III. Two-Level Enhancement Under U.S.S.G. § 3C1.1

James also disputes the district court’s imposition of the two-level

enhancement under U.S.S.G. § 3C1.1 for perjury. Section 3C1.1 provides a two-

level enhancement where a defendant “willfully obstructed or impeded, or

attempted to obstruct or impede, the administration of justice with respect to the

. . . sentencing of the instant offense of conviction.” U.S.S.G. § 3C1.1. The

Supreme Court has explained that this enhancement may be applied when the

defendant “gives false testimony concerning a material matter with the willful

intent to provide false testimony, rather than as a result of confusion, mistake, or

6 faulty memory.” United States v. Dunnigan,

507 U.S. 87, 94

(1993). Consistent

with Dunnigan, we have held that a two-level enhancement for obstruction of

justice may be imposed when the sentencing court finds by a preponderance of

the evidence that the defendant committed perjury, which is (a) the “giving of false

testimony,” (b) “as to a material matter,” that was (c) “intentional[ly]” made.

United States v. Agudelo,

414 F.3d 345, 349

(2d Cir. 2005) (internal quotation marks

omitted). While it is “preferable” for the court “to address each element of the

alleged perjury in a separate and clear finding,” it is “sufficient” for the court to

make “a finding of an obstruction of, or impediment to, justice that encompasses

all of the factual predicates for a finding of perjury.” Dunnigan,

507 U.S. at 95

.

We review the application of the obstruction-of-justice enhancement under

a mixed standard of review. See United States v. Brown,

321 F.3d 347, 351

(2d Cir.

2003). We accept a district court’s factual findings unless they are clearly

erroneous, see United States v. Woodard,

239 F.3d 159, 161

(2d Cir. 2001), but we

review de novo whether the district court’s factual findings made in support of the

enhancement complied with the requirements of Dunnigan, see United States v.

Rosario,

988 F.3d 630, 632

(2d Cir. 2021).

7 Here, the district court made each finding required under Dunnigan.

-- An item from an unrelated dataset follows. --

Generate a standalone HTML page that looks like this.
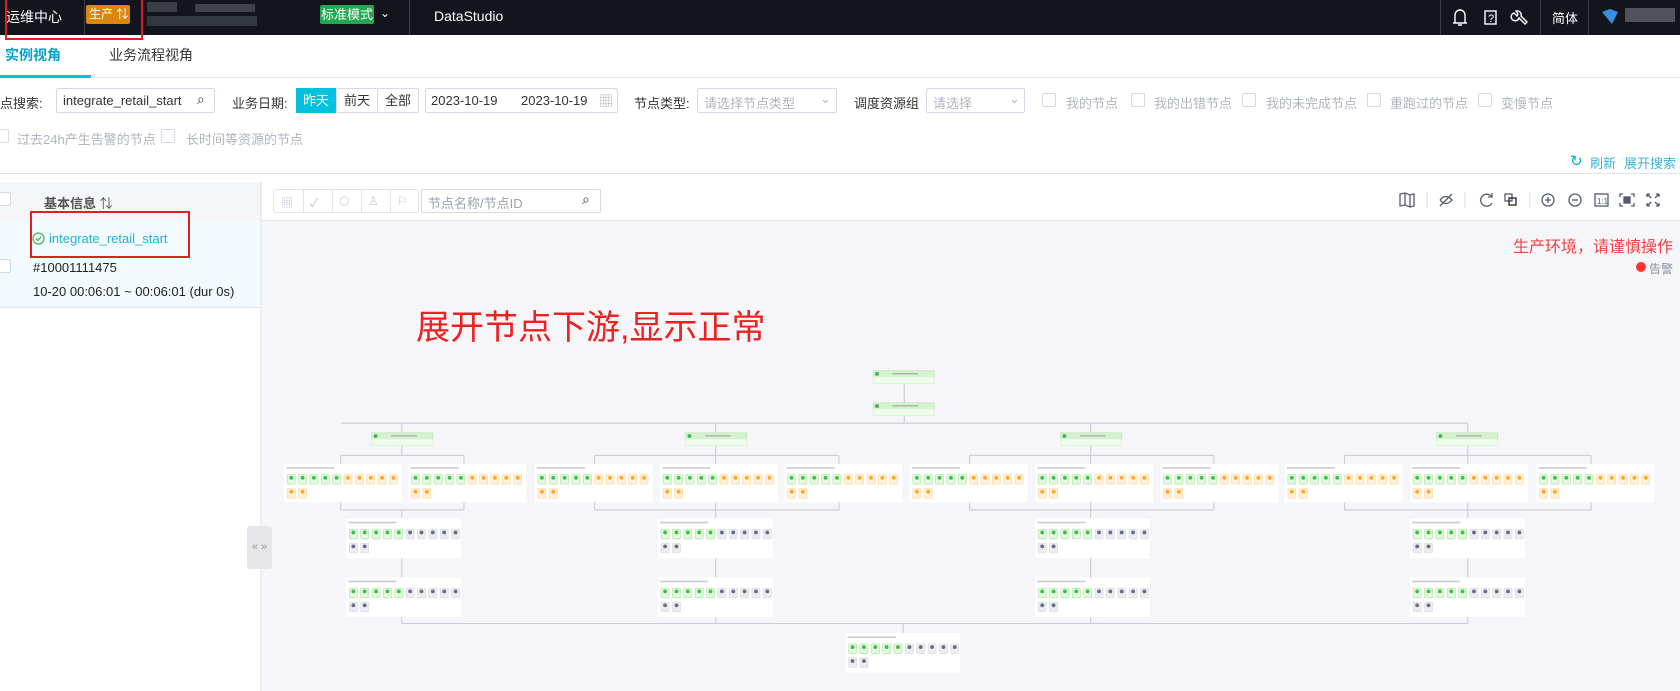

Notwithstanding James’s insistence to the contrary, the district court found that

his statement was false in light of “the plethora of evidence” outlined above that

he acted with the intent to kill. App’x at 326–27. The district court also explicitly

determined that James’s statement was “material” because it pertained to his

mental state, id. at 328, which – as noted above – ultimately would have impacted

James’s applicable Guidelines range. Compare U.S.S.G. § 2A2.1 (imposing a base

offense level of 33 to defendants who acted with the specific intent to kill) with id.

§ 2A2.2 (imposing a base offense level of 14 to defendants who acted only with the

intent to cause serious bodily injury). Had the court credited James’s statement

that he acted only with the intent to cause serious bodily injury, James would not

have been subject to the higher base offense level under section 2A2.1. See

U.S.S.G. § 3C1.1 cmt. n.6 (defining “material” as “evidence, fact, statement, or

information that, if believed, would tend to influence or affect the issue under

determination”). Since James’s false statement ultimately would have affected

his sentence, the district court properly found it to be material. See United States

v. Rodriguez,

943 F.2d 215, 218

(2d Cir. 1991) (determining that the defendant’s false

8 statements to his probation officer were material because they “would affect the

[defendant’s] sentence”).

We likewise reject James’s contention that the district court erred in finding

that he “intentionally” lied about his mental state at his plea allocution “for the

purpose of receiving a lesser sentence,” App’x at 328, rather than as “a result of

confusion, mistake, or faulty memory,” Dunnigan,

507 U.S. at 94

.

Notwithstanding James’s lengthy history of mental health problems, James points

to nothing in the record to suggest that he was confused, mistaken, or suffering

from memory loss at the time of his plea allocution. James himself confirmed that

he had a clear mind, had discussed his guilty plea and the Sentencing Guidelines

with his counsel, and understood that he could face charges for perjury if he lied

to the district court. Indeed, there is nothing equivocal, tentative, or muddled

about James’s statement that it was “not [his] intention to cause death.” App’x at

133. We cannot say that the district court clearly erred in determining that James

intentionally lied about his mental state during his plea allocution. See United

States v. Oehne,

698 F.3d 119, 121

(2d Cir. 2012) (explaining that, under the clear

error standard, an appeals court “may not reverse” “the district court’s account of

9 the evidence [if it] is plausible in light of the record viewed in its entirety” (internal

quotation marks and citations omitted)).

IV. Three-Level Reduction Under U.S.S.G. § 3E1.1

James argues that the district court abused its discretion by denying him a

three-level reduction for acceptance of responsibility under U.S.S.G. § 3E1.1 since

he voluntarily pleaded guilty to all the offenses of conviction. But section 3E1.1

instructs a district court to reduce a defendant’s offense level only if “the

defendant clearly demonstrates acceptance of responsibility for his offense.”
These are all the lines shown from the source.